Configuring Hadoop Cluster using Ansible and restarting httpd server

Poojya Puju
8 min readMar 21, 2021

configure Hadoop and Start cluster Services using Ansible playbook and restarting HTTPD service is not Idemoptence in nature using ansible-playbook

🔰 11.1 configure Hadoop and start cluster service using ansible-playbook

🔰 11.3 Restarting HTTPD service is not Idemoptence in nature and also consume more resources suggest a way to rectify this challenge in ansible-playbook

solution 11.1:

first of all, we have to install and configure the inventory of ansible. type the command in your VM it will install the ansible in your VM

pip3 install ansible

we can check the ansible version after installation via a command

ansible — -version

we can create a group of IP in the /ip.txt, in that we write IP of managed nodes as host in controller node. give the username and password of the managed nodes this is known inventory which helps us in automation the node which is in the group. you can see that there two IP which is in the group.

before acting on the managed node we need to check that all nodes are connected and pingable or not. That can be checked by the following command. that managed nodes' IPs are connected with a node that only.

Now, we can say that we are connected properly and then we have to configure the ansible.cfg file in the directory /etc/ansible/ . To run the playbook we need to give ssh permissions. this can be done via host_key_checking = False and we should also disable warning command command_warning= False.

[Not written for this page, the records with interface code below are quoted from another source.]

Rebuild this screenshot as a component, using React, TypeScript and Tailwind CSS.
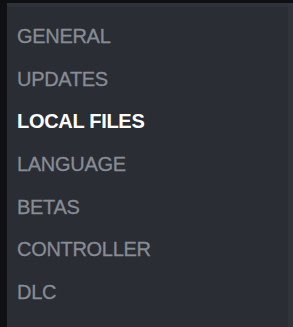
const items = ['GENERAL', 'UPDATES', 'LOCAL FILES', 'LANGUAGE', 'BETAS', 'CONTROLLER', 'DLC']

export default function App() {
  const active = 'LOCAL FILES'
  return (
    <div className="w-[293px] h-[327px] bg-[#0f1013] pt-[3px] pl-[7px] overflow-hidden">
      <div className="h-full flex bg-[#2a2d33]">
        <div className="flex-1 flex flex-col">
          <div className="h-[4px] bg-[#31333a]" />
          <nav className="flex flex-col pt-[8px] pl-[10px] font-['Liberation_Sans',sans-serif]">
            {items.map((item) => (
              <div
                key={item}
                className={`h-[42.6px] flex items-center text-[20px] tracking-[-0.3px] ${
                  item === active ? 'text-white font-bold' : 'text-[#878c95] [-webkit-text-stroke:0.3px_#878c95]'
                }`}
              >
                {item}
              </div>
            ))}
          </nav>
        </div>
        <div className="w-[5px] bg-[#30333a]" />
      </div>
    </div>
  )
}
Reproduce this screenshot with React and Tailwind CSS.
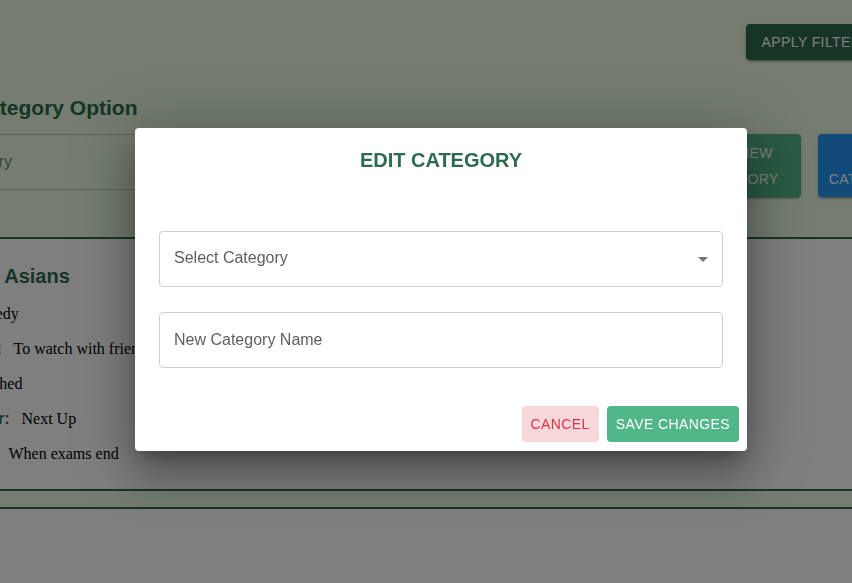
export default function App() {
  const sans = "font-['Liberation_Sans',Arial,sans-serif]";
  return (
    <div className={`relative h-[583px] w-full overflow-hidden bg-white ${sans}`}>
      {/* Top filter section */}
      <section className="h-[239px] border-b-2 border-[#2d6a4f] bg-[#e8fae0] pt-6">
        <div className="flex justify-end">
          <button className="-mr-[35px] h-9 whitespace-nowrap rounded bg-[#2d6a4f] px-4 text-sm uppercase tracking-[0.4px] text-white shadow-[0_3px_1px_-2px_rgba(0,0,0,0.2),0_2px_2px_0_rgba(0,0,0,0.14),0_1px_5px_0_rgba(0,0,0,0.12)]">
            Apply Filters
          </button>
        </div>
        <h2 className="-ml-[27px] mt-8 whitespace-nowrap text-[21px] font-bold leading-8 text-[#2d6a4f]">
          Category Option
        </h2>
        <div className="-ml-[68px] -mr-[68px] mt-[10px] flex items-start">
          <div className="flex h-14 flex-1 items-center rounded border border-black/20 px-[14px] text-base text-[#7a7a7a]">
            Category
          </div>
          <button className="ml-4 h-[63px] w-[125px] rounded bg-[#52b788] px-4 text-sm uppercase leading-[26px] tracking-[0.4px] text-white shadow-[0_3px_1px_-2px_rgba(0,0,0,0.2),0_2px_2px_0_rgba(0,0,0,0.14),0_1px_5px_0_rgba(0,0,0,0.12)]">
            Add New Category
          </button>
          <button className="ml-[17px] h-[63px] w-[102px] rounded bg-[#2196f3] px-[10px] text-sm uppercase leading-[26px] tracking-[0.4px] text-white shadow-[0_3px_1px_-2px_rgba(0,0,0,0.2),0_2px_2px_0_rgba(0,0,0,0.14),0_1px_5px_0_rgba(0,0,0,0.12)]">
            Edit Category
          </button>
        </div>
      </section>

      {/* Movie card */}
      <section className="h-[250px]">
        <div className="-ml-[104px] pt-[21px]">
          <h3 className="whitespace-nowrap text-[20px] font-bold leading-8 text-[#2d6a4f]">
            Crazy Rich Asians
          </h3>
          <div className="mt-1 whitespace-nowrap font-['Liberation_Serif','Times_New_Roman',serif] text-base text-black">
            <p className="leading-[35px]">
              <b className={`${sans} text-[#2d6a4f]`}>Genres:</b>
              {"\u00a0 "}Comedy
            </p>
            <p className="leading-[35px]">
              <b className={`${sans} text-[#2d6a4f]`}>My Reminder:</b>
              {"\u00a0\u00a0 "}To watch with friends
            </p>
            <p className="leading-[35px]">
              <b className={`${sans} text-[#2d6a4f]`}>Current:</b>
              {"\u00a0 "}Watched
            </p>
            <p className="leading-[35px]">
              <b className={`${sans} text-[#2d6a4f]`}>Viewing Order:</b>
              {"\u00a0\u00a0 "}Next Up
            </p>
            <p className="leading-[35px]">
              <b className={`${sans} text-[#2d6a4f]`}>Watch When:</b>
              {"\u00a0\u00a0 "}When exams end
            </p>
          </div>
        </div>
      </section>

      {/* Divider strip */}
      <div className="h-5 border-y-2 border-[#2d6a4f] bg-[#e8fae0]" />
      <section className="h-[100px] bg-white" />

      {/* Backdrop */}
      <div className="fixed inset-0 bg-black/50" />

      {/* Dialog */}
      <div className="absolute left-[135px] top-[128px] flex h-[323px] w-[612px] flex-col rounded bg-white shadow-[0_11px_15px_-7px_rgba(0,0,0,0.3),0_24px_38px_3px_rgba(0,0,0,0.2),0_9px_60px_12px_rgba(0,0,0,0.2)]">
        <h2 className="flex h-16 items-center justify-center text-[20px] font-bold text-[#2d6a4f]">
          EDIT CATEGORY
        </h2>
        <div className="px-6 pt-[39px]">
          <div className="flex h-14 items-center rounded border border-[#cfcfcf] pl-[14px] text-base text-[#5f5f5f]">
            <span className="pb-0.5">Select Category</span>
            <svg className="ml-auto mr-[7px] h-6 w-6 fill-[#757575]" viewBox="0 0 24 24">
              <path d="M7 10l5 5 5-5z" />
            </svg>
          </div>
          <div className="mt-[25px] flex h-14 items-center rounded border border-[#cfcfcf] pl-[14px] text-base text-[#5f5f5f]">
            <span>New Category Name</span>
          </div>
        </div>
        <div className="mt-auto flex justify-end gap-2 px-2 pb-[9px]">
          <button className="h-9 rounded bg-[#f8d7da] px-[9px] text-sm uppercase tracking-[0.4px] text-[#dc3545]">
            Cancel
          </button>
          <button className="h-9 rounded bg-[#52b788] px-[9px] text-sm uppercase tracking-[0.4px] text-white">
            Save Changes
          </button>
        </div>
      </div>
    </div>
  );
}
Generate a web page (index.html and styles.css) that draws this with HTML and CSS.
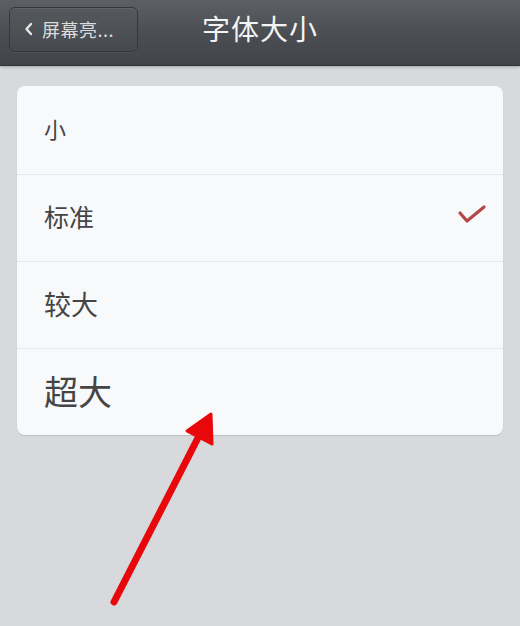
FILE: index.html
```html
<!DOCTYPE html>
<html>
<head>
<meta charset="utf-8">
<link rel="stylesheet" href="styles.css">
</head>
<body>
<div class="screen">
  <header class="navbar">
    <button class="back">
      <svg class="chev" width="10" height="14" viewBox="0 0 10 14"><path d="M7 2 L2.5 7 L7 12" fill="none" stroke="#e6e6e6" stroke-width="2.4" stroke-linecap="round" stroke-linejoin="round"/></svg>
      <span>屏幕亮...</span>
    </button>
    <h1 class="title">字体大小</h1>
  </header>
  <main class="content">
    <ul class="card">
      <li class="row"><span class="s1">小</span></li>
      <li class="row"><span class="s2">标准</span>
        <svg class="check" width="30" height="24" viewBox="0 0 30 24"><path d="M3 9 L10 17 L27 3" fill="none" stroke="#b3484a" stroke-width="3.2" stroke-linecap="round" stroke-linejoin="round"/></svg>
      </li>
      <li class="row"><span class="s3">较大</span></li>
      <li class="row"><span class="s4">超大</span></li>
    </ul>
    <svg class="arrow" width="520" height="626" viewBox="0 0 520 626">
      <line x1="114" y1="602" x2="201" y2="432" stroke="#e8080c" stroke-width="7" stroke-linecap="round"/>
      <polygon points="211,414 212,444 187,431" fill="#e8080c" stroke="#e8080c" stroke-width="3" stroke-linejoin="round"/>
    </svg>
  </main>
</div>
</body>
</html>
```
FILE: styles.css
```css
* { box-sizing: border-box; }
html, body { margin: 0; padding: 0; }
body {
  width: 520px;
  height: 626px;
  overflow: hidden;
  font-family: "Noto Sans CJK SC", "Noto Sans", sans-serif;
  background: #d7d9dc;
}
.screen { position: relative; width: 520px; height: 626px; }
.navbar {
  height: 66px;
  display: flex;
  align-items: center;
  padding: 0 9px;
  background: linear-gradient(#5c5f63, #4b4e52 50%, #414448);
  border-bottom: 1px solid #2e3033;
  box-shadow: 0 1px 3px rgba(0,0,0,0.25);
  position: relative;
}
.back {
  height: 45px;
  width: 129px;
  margin-top: -7px;
  display: flex;
  align-items: center;
  gap: 8px;
  padding: 0 0 0 14px;
  border: 1px solid #35383b;
  border-radius: 6px;
  background: linear-gradient(#55585c, #46494d);
  box-shadow: inset 0 1px 0 rgba(255,255,255,0.08), 0 1px 0 rgba(255,255,255,0.06);
  color: #dcdcdc;
  font-family: inherit;
  font-size: 18px;
  letter-spacing: 0.5px;
}
.chev { flex: none; }
.title {
  position: absolute;
  left: 0; right: 0; top: 8px;
  margin: 0;
  text-align: center;
  color: #f4f4f4;
  font-size: 28px;
  font-weight: 400;
  letter-spacing: 1px;
  pointer-events: none;
}
.content { padding: 20px 17px 0 17px; }
.card {
  list-style: none;
  margin: 0;
  padding: 0;
  background: #f8f9fa;
  border-radius: 8px;
  box-shadow: 0 1px 1px rgba(0,0,0,0.12);
}
.row {
  height: 87px;
  display: flex;
  align-items: center;
  justify-content: space-between;
  padding: 0 16px 4px 27px;
  border-top: 1px solid #e6e8ea;
  color: #454545;
}
.row:first-child { border-top: none; height: 88px; }
.s1 { font-size: 22px; }
.s2 { font-size: 25px; }
.s3 { font-size: 27px; }
.s4 { font-size: 34px; }
.check { margin-right: 0; }
.arrow { position: absolute; left: 0; top: 0; pointer-events: none; }
```
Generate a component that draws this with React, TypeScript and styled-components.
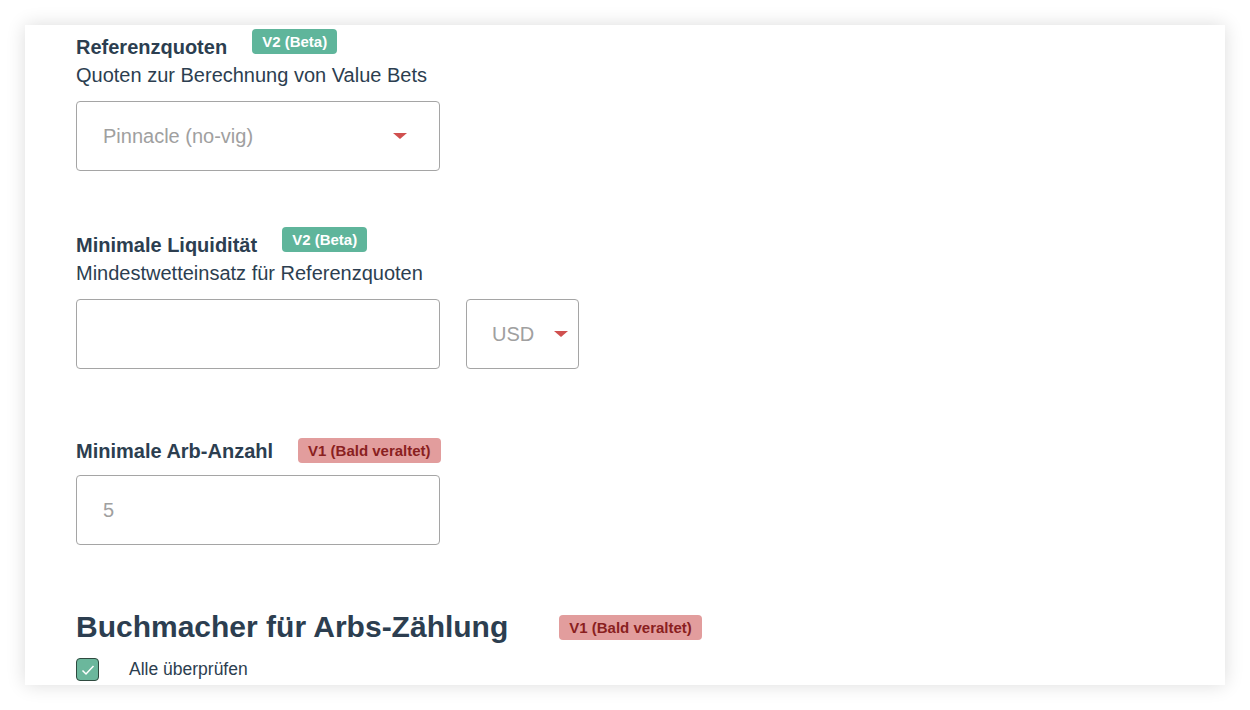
import React from 'react'
import styled, { createGlobalStyle } from 'styled-components'

const Global = createGlobalStyle`
    body{
        margin: 0;
        background: #fff;
        font-family: "Liberation Sans", Arial, sans-serif;
        color: #2c3e50;
    }
`

const Page = styled.div`
    width: 1250px;
    height: 710px;
    padding: 25px;
    box-sizing: border-box;
`

const Card = styled.div`
    height: 660px;
    background: #fff;
    box-shadow: 0 0 18px rgba(0, 0, 0, 0.14);
    overflow: hidden;
    padding: 4px 0 0 51px;
    box-sizing: border-box;
`

const Section = styled.section<{ gap: number }>`
    margin-top: ${p => p.gap}px;
`

const TitleRow = styled.div<{ center?: boolean }>`
    display: flex;
    align-items: ${p => (p.center ? 'center' : 'flex-start')};
    gap: 25px;
    height: 25px;
`

const Title = styled.h3<{ drop?: number }>`
    margin: ${p => p.drop || 0}px 0 0 0;
    font-size: 20px;
    line-height: 22px;
    font-weight: 700;
    color: #2c3e50;
`

const Badge = styled.span<{ kind: 'beta' | 'old' }>`
    display: inline-flex;
    align-items: center;
    height: 25px;
    padding: 0 10px;
    border-radius: 4px;
    font-size: 15px;
    font-weight: 700;
    background: ${p => (p.kind === 'beta' ? '#5fb59b' : '#e29d9d')};
    color: ${p => (p.kind === 'beta' ? '#fff' : '#8a1f1f')};
    white-space: nowrap;
`

const Sub = styled.p`
    margin: 10px 0 0 0;
    font-size: 20px;
    line-height: 22px;
    color: #2c3e50;
`

const FieldRow = styled.div<{ top: number }>`
    display: flex;
    gap: 26px;
    margin-top: ${p => p.top}px;
`

const Box = styled.div<{ w: number; padL?: number; padR?: number }>`
    width: ${p => p.w}px;
    height: 70px;
    box-sizing: border-box;
    border: 1px solid #a5a5a5;
    border-radius: 4px;
    display: flex;
    align-items: center;
    justify-content: space-between;
    padding: 0 ${p => p.padR ?? 32}px 0 ${p => p.padL ?? 26}px;
    font-size: 20px;
    color: #a0a0a0;
`

const Caret = styled.span`
    width: 0;
    height: 0;
    border-left: 7px solid transparent;
    border-right: 7px solid transparent;
    border-top: 6px solid #d0504f;
`

const Heading = styled.h2`
    margin: 0;
    font-size: 30px;
    line-height: 34px;
    font-weight: 700;
    color: #2c3e50;
`

const HeadRow = styled.div`
    display: flex;
    align-items: center;
    gap: 51px;
    margin-top: 65px;
`

const CheckRow = styled.label`
    display: flex;
    align-items: center;
    gap: 30px;
    margin-top: 14px;
    font-size: 17.5px;
    color: #2c3e50;
`

const Check = styled.span`
    width: 23px;
    height: 23px;
    box-sizing: border-box;
    border: 1.5px solid #2f4a3f;
    border-radius: 4px;
    background: #6bb79c;
    display: flex;
    align-items: center;
    justify-content: center;
`

const Select = ({ w, text, padL, padR }: { w: number; text: string; padL?: number; padR?: number }) => (
    <Box w={w} padL={padL} padR={padR}>
        <span>{text}</span>
        <Caret />
    </Box>
)

const App = () => {
    return (
        <Page>
            <Global />
            <Card>
                <Section gap={0}>
                    <TitleRow>
                        <Title drop={7}>Referenzquoten</Title>
                        <Badge kind="beta">V2 (Beta)</Badge>
                    </TitleRow>
                    <Sub>Quoten zur Berechnung von Value Bets</Sub>
                    <FieldRow top={15}>
                        <Select w={364} text="Pinnacle (no-vig)" />
                    </FieldRow>
                </Section>

                <Section gap={56}>
                    <TitleRow>
                        <Title drop={7}>Minimale Liquidität</Title>
                        <Badge kind="beta">V2 (Beta)</Badge>
                    </TitleRow>
                    <Sub>Mindestwetteinsatz für Referenzquoten</Sub>
                    <FieldRow top={15}>
                        <Box w={364} />
                        <Select w={113} text="USD" padL={25} padR={10} />
                    </FieldRow>
                </Section>

                <Section gap={69}>
                    <TitleRow center>
                        <Title>Minimale Arb-Anzahl</Title>
                        <Badge kind="old">V1 (Bald veraltet)</Badge>
                    </TitleRow>
                    <FieldRow top={12}>
                        <Box w={364}>
                            <span>5</span>
                        </Box>
                    </FieldRow>
                </Section>

                <HeadRow>
                    <Heading>Buchmacher für Arbs-Zählung</Heading>
                    <Badge kind="old">V1 (Bald veraltet)</Badge>
                </HeadRow>
                <CheckRow>
                    <Check>
                        <svg width="16" height="16" viewBox="0 0 16 16">
                            <path d="M2.5 8.5 L6 12 L13.5 4" fill="none" stroke="#fff" strokeWidth="1.5" />
                        </svg>
                    </Check>
                    Alle überprüfen
                </CheckRow>
            </Card>
        </Page>
    )
}

export default App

Now, we have created our own playbook to run the code. Ansible supports a language YAML in the playbook. so we have created the playbook file is hadoop.yml file

Now we ready with the playbook code. I have given the complete code in a detailed manner.

- hosts: namenode
vars_files:
- var.yml
tasks:
- name: Copy Java Software
copy:
src: "/root/jdk-8u171-linux-x64.rpm"
dest: "/root/"
- name: Copy Hadoop Software
copy:
src: "/root/hadoop-1.2.1-1.x86_64.rpm"
dest: "/root/"
- name: Install Java Software
shell: "rpm -i /root/jdk-8u171-linux-x64.rpm"
register: java_install
- name: java install information
debug:
var: java_install
- name: Install Hadoop Software
shell: "rpm -i /root/hadoop-1.2.1-1.x86_64.rpm --force"
register: hadoop_install
when: java_install.rc == 0
- name: hadoop install information
debug:
var: hadoop_install
- name: Create Directory
file:
state: directory
path: "{{ name_dir }}"
- name: Copy hdfs-site.xml file
template:
src: "name_hdfs-site.xml"
dest: "/etc/hadoop/hdfs-site.xml"
- name: Copy core-site.xml file
template:
src: "name_core-site.xml"
dest: "/etc/hadoop/core-site.xml"
- name: Format the namenode directory
shell: "echo Y | hadoop namenode -format"
- name: Start Namenode Service
shell: "hadoop-daemon.sh start namenode"
- hosts: datanode
vars_files:
- var.yml
tasks:
- name: Copy Java Software
copy:
src: "/root/jdk-8u171-linux-x64.rpm"
dest: "/root/"
- name: Copy Hadoop Software
copy:
src: "/root/hadoop-1.2.1-1.x86_64.rpm"
dest: "/root/"
- name: Install Java Software
shell: "rpm -i /root/jdk-8u171-linux-x64.rpm"
register: java_install
- name: java install information
debug:
var: java_install
- name: Install Hadoop Software
shell: "rpm -i /root/hadoop-1.2.1-1.x86_64.rpm --force"
register: hadoop_install
when: java_install.rc == 0
- name: hadoop install information
debug:
var: hadoop_install
- name: Create Directory
file:
state: directory
path: "{{ data_dir }}"
- name: Copy hdfs-site.xml file
template:
src: "data_hdfs-site.xml"
dest: "/etc/hadoop/hdfs-site.xml"
- name: Copy core-site.xml file
template:
src: "data_core-site.xml"
dest: "/etc/hadoop/core-site.xml"
- name: Start Namenode Service
shell: "hadoop-daemon.sh start datanode"

And my var file where I store the variables.

name_ip: 192.168.0.142
name_port: 9001
name_dir: /nn8
data_dir: /dn8

to run the playbook you need to write ansible-playbook hadoop.yml before running the playbook we can even check for any syntax errors by

ansible-playbook — -syntax-check hadoop.yml

now I check in the Namenode virtual machine that everything going well or not.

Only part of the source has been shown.